Namun, pertanyaannya ialah apakah angka pertumbuhan ekonomi 5% itu cukup? bahwa kalau tumbuhnya 5% sampai dengan 5,2% tetapi inflasinya di bawah 3,5% hal itu masih bagus. Ketimbang tumbuhnya 6% tetapi inflasi melonjak sampai 10%, maka akan berdampak kepada pendapatan riil yang akan diperoleh masyarakat.
"Maka dari itu, naiknya angka pertumbuhan jangan terlalu cepat, tetapi jangan lambat juga. Yang penting daya belinya masih tetap terjaga dengan inflasi yang rendah," tambahnya.
Secara bersamaan, kenaikan suku bunga ini merupakan suatu upaya agar ekspektasi inflasi tetap terjaga rendah, dan juga untuk memberikan sinyal kepada pemodal asing kalau Indonesia masih bagus untuk menjadi pilihan berinvestasi. Jika para pemodal ini masuk ke pasar Indonesia, walaupun investasi jangka pendek, maka Rupiah masih memiliki potensi untuk menguat.
Di sisi lain, jika dilihat dari penyerapan tenaga kerja. Pemerintah sekarang harus memiliki strategi untuk menciptakan lapangan kerja baru di sektor yang bukan manufaktur, yaitu sektor pertanian dan jasa.

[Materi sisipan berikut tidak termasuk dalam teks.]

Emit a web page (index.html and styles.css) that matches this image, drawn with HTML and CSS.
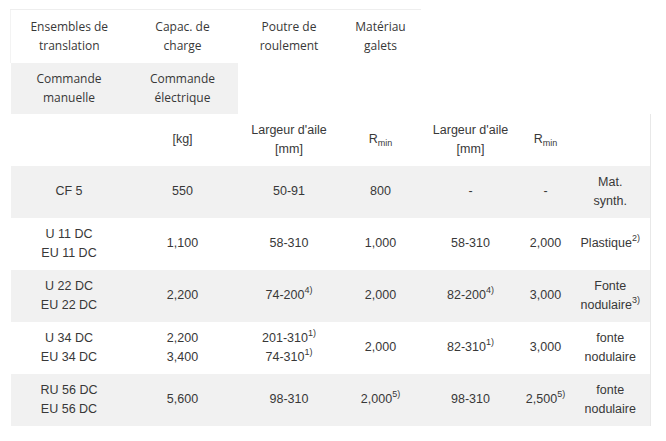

Seperti misalnya, dana desa, pengembangan pariwisata daerah berbasis desa, atau dengan kata lain masyarakat boleh mengelola sumber daya alam (SDA) yang ada di sekeliling mereka, asalkan mereka mempunyai pertanggungjawaban.
Hal ini dibuktikan dari angka elastisitas tenaga kerja Indonesia tahun 2018 yang sebesar 0,53%. Sedangkan, pada tahun 2010-2014 elastisitas tenaga kerja hanya berada di kisaran 0,22%. Itu artinya, 1% kenaikan pertumbuhan ekonomi, maka akan meningkatkan 0,53% penyerapan tenaga kerja.
Terkait hal itu semua, hambatan dari pertumbuhan ekonomi Indonesia ialah berada di neraca perdagangan, maka harus ada upaya pengembangan sektor-sektor, utamanya adalah pengembangan sektor jasa, pariwisata, serta adanya peningkatan kualitas tenaga kerja. Sehingga devisa yang akan masuk ke Indonesia akan jauh lebih besar.
"Jadi jangan hanya mengirim tenaga kerja informal seperti pembantu rumah tangga. Tetapi juga harus mengirim tenaga kerja formal, seperti misalnya orang-orang profesional atau yang memiliki spesifikasi vokasi. Jadi, nanti gaji yang diperoleh akan lebih tinggi," ucapnya.
Ari juga menambahkan, hal tersebut nantinya akan menambah neraca jasa, mungkin tidak akan langsung surplus. tetapi setidaknya akan mengurangi lebarnya defisit neraca berjalan. Sehingga, nilai tukar rupiah masih memiliki potensi untuk menguat.